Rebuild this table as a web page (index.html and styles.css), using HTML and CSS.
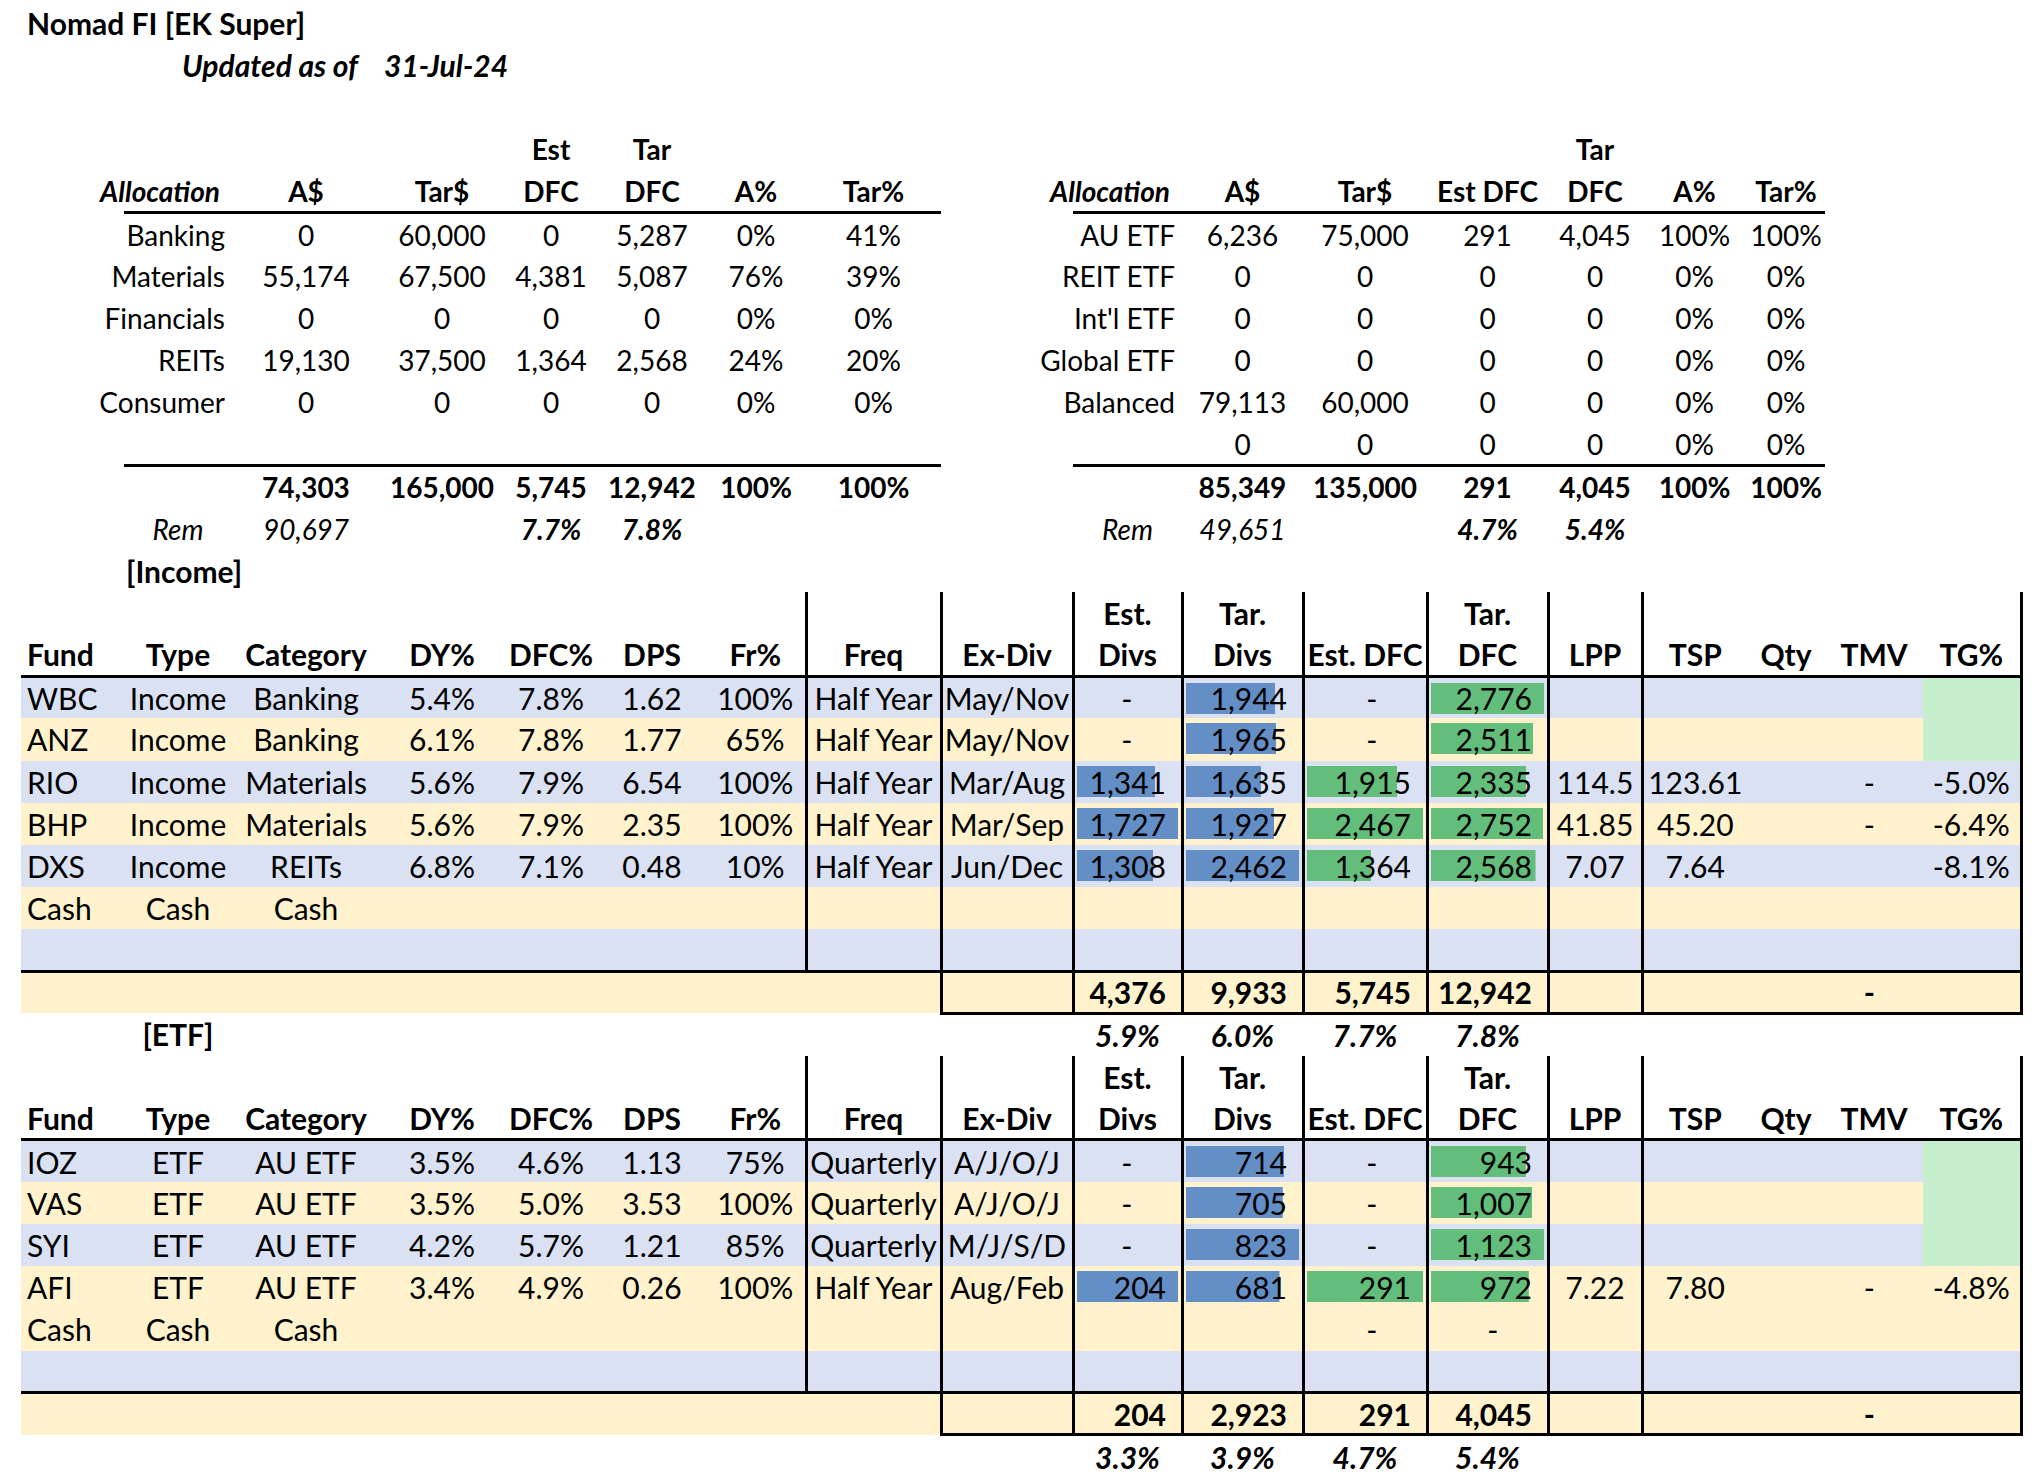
FILE: index.html
```html
<!DOCTYPE html>
<html lang="en">
<head>
<meta charset="utf-8">
<title>Nomad FI [EK Super]</title>
<link rel="stylesheet" href="styles.css">
</head>
<body>
<table class="sheet">
  <colgroup>
    <col class="w103"><col class="w108"><col class="w148"><col class="w124"><col class="w94"><col class="w108"><col class="w100"><col class="w135"><col class="w132"><col class="w109"><col class="w121"><col class="w124"><col class="w121"><col class="w94"><col class="w105"><col class="w78"><col class="w98"><col class="w98">
  </colgroup>
  <tbody>
    <!-- row 0 -->
    <tr><td colspan="6" class="title">Nomad FI [EK Super]</td></tr>
    <!-- row 1 -->
    <tr><td colspan="3" class="upd">Updated as of</td><td colspan="2" class="date">31-Jul-24</td></tr>
    <!-- row 2 -->
    <tr><td></td></tr>
    <!-- row 3 -->
    <tr class="sm"><td></td><td></td><td></td><td></td><td class="b">Est</td><td class="b">Tar</td><td></td><td></td><td></td><td></td><td></td><td></td><td></td><td class="b">Tar</td><td></td><td></td><td></td><td></td></tr>
    <!-- row 4 -->
    <tr class="sm ahead">
      <td></td><td class="alloc ln"><div class="rt">Allocation</div></td><td class="ln">A$</td><td class="ln">Tar$</td><td class="ln">DFC</td><td class="ln">DFC</td><td class="ln">A%</td><td class="ln">Tar%</td>
      <td></td><td class="alloc ln"><div class="rt">Allocation</div></td><td class="ln">A$</td><td class="ln">Tar$</td><td class="ln">Est DFC</td><td class="ln">DFC</td><td class="ln">A%</td><td class="ln">Tar%</td><td></td><td></td>
    </tr>
    <tr class="sm">
      <td></td><td class="lbl"><div class="rt">Banking</div></td><td>0</td><td>60,000</td><td>0</td><td>5,287</td><td>0%</td><td>41%</td>
      <td></td><td class="lbl"><div class="rt">AU ETF</div></td><td>6,236</td><td>75,000</td><td>291</td><td>4,045</td><td>100%</td><td>100%</td><td></td><td></td>
    </tr>
    <tr class="sm">
      <td></td><td class="lbl"><div class="rt">Materials</div></td><td>55,174</td><td>67,500</td><td>4,381</td><td>5,087</td><td>76%</td><td>39%</td>
      <td></td><td class="lbl"><div class="rt">REIT ETF</div></td><td>0</td><td>0</td><td>0</td><td>0</td><td>0%</td><td>0%</td><td></td><td></td>
    </tr>
    <tr class="sm">
      <td></td><td class="lbl"><div class="rt">Financials</div></td><td>0</td><td>0</td><td>0</td><td>0</td><td>0%</td><td>0%</td>
      <td></td><td class="lbl"><div class="rt">Int'l ETF</div></td><td>0</td><td>0</td><td>0</td><td>0</td><td>0%</td><td>0%</td><td></td><td></td>
    </tr>
    <tr class="sm">
      <td></td><td class="lbl"><div class="rt">REITs</div></td><td>19,130</td><td>37,500</td><td>1,364</td><td>2,568</td><td>24%</td><td>20%</td>
      <td></td><td class="lbl"><div class="rt">Global ETF</div></td><td>0</td><td>0</td><td>0</td><td>0</td><td>0%</td><td>0%</td><td></td><td></td>
    </tr>
    <tr class="sm">
      <td></td><td class="lbl"><div class="rt">Consumer</div></td><td>0</td><td>0</td><td>0</td><td>0</td><td>0%</td><td>0%</td>
      <td></td><td class="lbl"><div class="rt">Balanced</div></td><td>79,113</td><td>60,000</td><td>0</td><td>0</td><td>0%</td><td>0%</td><td></td><td></td>
    </tr>
    <tr class="sm">
      <td></td><td class="ln"></td><td class="ln"></td><td class="ln"></td><td class="ln"></td><td class="ln"></td><td class="ln"></td><td class="ln"></td>
      <td></td><td class="ln"></td><td class="ln">0</td><td class="ln">0</td><td class="ln">0</td><td class="ln">0</td><td class="ln">0%</td><td class="ln">0%</td><td></td><td></td>
    </tr>
    <tr class="sm bold">
      <td></td><td></td><td>74,303</td><td>165,000</td><td>5,745</td><td>12,942</td><td>100%</td><td>100%</td>
      <td></td><td></td><td>85,349</td><td>135,000</td><td>291</td><td>4,045</td><td>100%</td><td>100%</td><td></td><td></td>
    </tr>
    <tr class="sm">
      <td></td><td class="i">Rem</td><td class="i">90,697</td><td></td><td class="bi">7.7%</td><td class="bi">7.8%</td><td></td><td></td>
      <td></td><td class="i">Rem</td><td class="i">49,651</td><td></td><td class="bi">4.7%</td><td class="bi">5.4%</td><td></td><td></td><td></td><td></td>
    </tr>
    <tr><td></td><td class="b">[Income]</td></tr>

    <!-- Income table -->
    <tr class="m"><td></td><td></td><td></td><td></td><td></td><td></td><td></td><td></td><td></td><td class="b">Est.</td><td class="b">Tar.</td><td></td><td class="b">Tar.</td><td></td><td></td><td></td><td></td><td></td></tr>
    <tr class="m hd"><td>Fund</td><td>Type</td><td>Category</td><td>DY%</td><td>DFC%</td><td>DPS</td><td>Fr%</td><td>Freq</td><td>Ex-Div</td><td>Divs</td><td>Divs</td><td>Est. DFC</td><td>DFC</td><td>LPP</td><td>TSP</td><td>Qty</td><td>TMV</td><td>TG%</td></tr>
    <tr class="m bl"><td>WBC</td><td>Income</td><td>Banking</td><td>5.4%</td><td>7.8%</td><td>1.62</td><td>100%</td><td>Half Year</td><td>May/Nov</td><td class="d">-</td><td class="r bar blue" style="--p:.7896">1,944</td><td class="d">-</td><td class="r bar green" style="--p:1">2,776</td><td></td><td></td><td></td><td></td><td class="tg"></td></tr>
    <tr class="m ye"><td>ANZ</td><td>Income</td><td>Banking</td><td>6.1%</td><td>7.8%</td><td>1.77</td><td>65%</td><td>Half Year</td><td>May/Nov</td><td class="d">-</td><td class="r bar blue" style="--p:.7981">1,965</td><td class="d">-</td><td class="r bar green" style="--p:.9045">2,511</td><td></td><td></td><td></td><td></td><td class="tg"></td></tr>
    <tr class="m bl"><td>RIO</td><td>Income</td><td>Materials</td><td>5.6%</td><td>7.9%</td><td>6.54</td><td>100%</td><td>Half Year</td><td>Mar/Aug</td><td class="r bar blue" style="--p:.7765">1,341</td><td class="r bar blue" style="--p:.6641">1,635</td><td class="r bar green" style="--p:.7762">1,915</td><td class="r bar green" style="--p:.8411">2,335</td><td>114.5</td><td>123.61</td><td></td><td class="d">-</td><td>-5.0%</td></tr>
    <tr class="m ye"><td>BHP</td><td>Income</td><td>Materials</td><td>5.6%</td><td>7.9%</td><td>2.35</td><td>100%</td><td>Half Year</td><td>Mar/Sep</td><td class="r bar blue" style="--p:1">1,727</td><td class="r bar blue" style="--p:.7827">1,927</td><td class="r bar green" style="--p:1">2,467</td><td class="r bar green" style="--p:.9914">2,752</td><td>41.85</td><td>45.20</td><td></td><td class="d">-</td><td>-6.4%</td></tr>
    <tr class="m bl"><td>DXS</td><td>Income</td><td>REITs</td><td>6.8%</td><td>7.1%</td><td>0.48</td><td>10%</td><td>Half Year</td><td>Jun/Dec</td><td class="r bar blue" style="--p:.7574">1,308</td><td class="r bar blue" style="--p:1">2,462</td><td class="r bar green" style="--p:.5529">1,364</td><td class="r bar green" style="--p:.9251">2,568</td><td>7.07</td><td>7.64</td><td></td><td></td><td>-8.1%</td></tr>
    <tr class="m ye"><td>Cash</td><td>Cash</td><td>Cash</td><td></td><td></td><td></td><td></td><td></td><td></td><td></td><td></td><td></td><td></td><td></td><td></td><td></td><td></td><td></td></tr>
    <tr class="m bl end"><td></td><td></td><td></td><td></td><td></td><td></td><td></td><td></td><td></td><td></td><td></td><td></td><td></td><td></td><td></td><td></td><td></td><td></td></tr>
    <tr class="tot ye"><td></td><td></td><td></td><td></td><td></td><td></td><td></td><td></td><td></td><td class="r">4,376</td><td class="r">9,933</td><td class="r">5,745</td><td class="r">12,942</td><td></td><td></td><td></td><td class="d">-</td><td></td></tr>
    <tr><td></td><td class="b">[ETF]</td><td></td><td></td><td></td><td></td><td></td><td></td><td></td><td class="bi">5.9%</td><td class="bi">6.0%</td><td class="bi">7.7%</td><td class="bi">7.8%</td><td></td><td></td><td></td><td></td><td></td></tr>

    <!-- ETF table -->
    <tr class="m"><td></td><td></td><td></td><td></td><td></td><td></td><td></td><td></td><td></td><td class="b">Est.</td><td class="b">Tar.</td><td></td><td class="b">Tar.</td><td></td><td></td><td></td><td></td><td></td></tr>
    <tr class="m hd"><td>Fund</td><td>Type</td><td>Category</td><td>DY%</td><td>DFC%</td><td>DPS</td><td>Fr%</td><td>Freq</td><td>Ex-Div</td><td>Divs</td><td>Divs</td><td>Est. DFC</td><td>DFC</td><td>LPP</td><td>TSP</td><td>Qty</td><td>TMV</td><td>TG%</td></tr>
    <tr class="m bl"><td>IOZ</td><td>ETF</td><td>AU ETF</td><td>3.5%</td><td>4.6%</td><td>1.13</td><td>75%</td><td>Quarterly</td><td>A/J/O/J</td><td class="d">-</td><td class="r bar blue" style="--p:.8676">714</td><td class="d">-</td><td class="r bar green" style="--p:.8397">943</td><td></td><td></td><td></td><td></td><td class="tg"></td></tr>
    <tr class="m ye"><td>VAS</td><td>ETF</td><td>AU ETF</td><td>3.5%</td><td>5.0%</td><td>3.53</td><td>100%</td><td>Quarterly</td><td>A/J/O/J</td><td class="d">-</td><td class="r bar blue" style="--p:.8566">705</td><td class="d">-</td><td class="r bar green" style="--p:.8967">1,007</td><td></td><td></td><td></td><td></td><td class="tg"></td></tr>
    <tr class="m bl"><td>SYI</td><td>ETF</td><td>AU ETF</td><td>4.2%</td><td>5.7%</td><td>1.21</td><td>85%</td><td>Quarterly</td><td>M/J/S/D</td><td class="d">-</td><td class="r bar blue" style="--p:1">823</td><td class="d">-</td><td class="r bar green" style="--p:1">1,123</td><td></td><td></td><td></td><td></td><td class="tg"></td></tr>
    <tr class="m ye"><td>AFI</td><td>ETF</td><td>AU ETF</td><td>3.4%</td><td>4.9%</td><td>0.26</td><td>100%</td><td>Half Year</td><td>Aug/Feb</td><td class="r bar blue" style="--p:1">204</td><td class="r bar blue" style="--p:.8275">681</td><td class="r bar green" style="--p:1">291</td><td class="r bar green" style="--p:.8655">972</td><td>7.22</td><td>7.80</td><td></td><td class="d">-</td><td>-4.8%</td></tr>
    <tr class="m ye"><td>Cash</td><td>Cash</td><td>Cash</td><td></td><td></td><td></td><td></td><td></td><td></td><td></td><td></td><td class="d">-</td><td class="d">-</td><td></td><td></td><td></td><td></td><td></td></tr>
    <tr class="m bl end"><td></td><td></td><td></td><td></td><td></td><td></td><td></td><td></td><td></td><td></td><td></td><td></td><td></td><td></td><td></td><td></td><td></td><td></td></tr>
    <tr class="tot ye"><td></td><td></td><td></td><td></td><td></td><td></td><td></td><td></td><td></td><td class="r">204</td><td class="r">2,923</td><td class="r">291</td><td class="r">4,045</td><td></td><td></td><td></td><td class="d">-</td><td></td></tr>
    <tr><td></td><td></td><td></td><td></td><td></td><td></td><td></td><td></td><td></td><td class="bi">3.3%</td><td class="bi">3.9%</td><td class="bi">4.7%</td><td class="bi">5.4%</td><td></td><td></td><td></td><td></td><td></td></tr>
  </tbody>
</table>
</body>
</html>
```

FILE: styles.css
```css
:root {
  --band-blue: #d9e1f2;
  --band-yellow: #fff2cc;
  --bar-blue: #638ec6;
  --bar-green: #63be7b;
  --good: #c6efce;
  --line: 3px solid #000;
}

body {
  margin: 0;
  background: #fff;
  color: #000;
  font-family: Lato, "Liberation Sans", sans-serif;
  font-size: 30px;
}

.sheet {
  border-collapse: collapse;
  table-layout: fixed;
  width: 2000px;
  margin: 2px 0 0 21px;
}

.w103 { width: 103px; }
.w108 { width: 108px; }
.w148 { width: 148px; }
.w124 { width: 124px; }
.w94 { width: 94px; }
.w100 { width: 100px; }
.w135 { width: 135px; }
.w132 { width: 132px; }
.w109 { width: 109px; }
.w121 { width: 121px; }
.w105 { width: 105px; }
.w78 { width: 78px; }
.w98 { width: 98px; }

.sheet tr { height: 42.15px; }

.sheet td {
  padding: 0 2px;
  text-align: center;
  vertical-align: middle;
  white-space: nowrap;
  line-height: 1;
}

/* the two allocation summaries use a slightly smaller face */
.sm td { font-size: 28px; }

.b { font-weight: 700; }
.i { font-style: italic; }
.bi { font-weight: 700; font-style: italic; }
.bold td { font-weight: 700; }

.sheet td.title {
  text-align: left;
  padding-left: 6px;
  font-weight: 700;
}
.sheet td.upd {
  text-align: right;
  padding-right: 22px;
  font-weight: 700;
  font-style: italic;
}
.sheet td.date {
  text-align: left;
  padding-left: 4px;
  font-weight: 700;
  font-style: italic;
}

/* right-aligned labels that spill to the left, as in a spreadsheet */
.rt {
  display: flex;
  justify-content: flex-end;
  white-space: nowrap;
}

.ahead td { font-weight: 700; }
.sheet td.alloc {
  padding-right: 12px;
  font-style: italic;
}
.sheet td.lbl { padding-right: 7px; }
.sheet td.ln { border-bottom: var(--line); }

/* main tables */
.bl { background: var(--band-blue); }
.ye { background: var(--band-yellow); }

.m td:nth-child(n+7):nth-child(-n+14),
.m td:nth-child(18) { border-right: var(--line); }
.m td:first-child { text-align: left; padding-left: 6px; }
.hd td { font-weight: 700; border-bottom: var(--line); }
.end td { border-bottom: var(--line); }

.tot td { font-weight: 700; }
.tot td:nth-child(n+8):nth-child(-n+14),
.tot td:nth-child(18) { border-right: var(--line); }
.tot td:nth-child(n+9) { border-bottom: var(--line); }

.sheet td.r { text-align: right; padding-right: 14.5px; }
.sheet td.d { text-align: right; padding-right: 48px; }
.sheet td.tg { background: var(--good); }

.bar {
  background-image: linear-gradient(var(--c), var(--c));
  background-repeat: no-repeat;
  background-position: 2.5px 5px;
  background-size: calc((100% - 5px) * var(--p)) 31px;
}
.blue { --c: var(--bar-blue); }
.green { --c: var(--bar-green); }
```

● ● ● ● ●

*What to do*
In the listing, find every line containing the word "styles" and list it.

*Exercise solution*
Rebuild this table as a web page (index.html and styles.css), using HTML and CSS.
<link rel="stylesheet" href="styles.css">
FILE: styles.css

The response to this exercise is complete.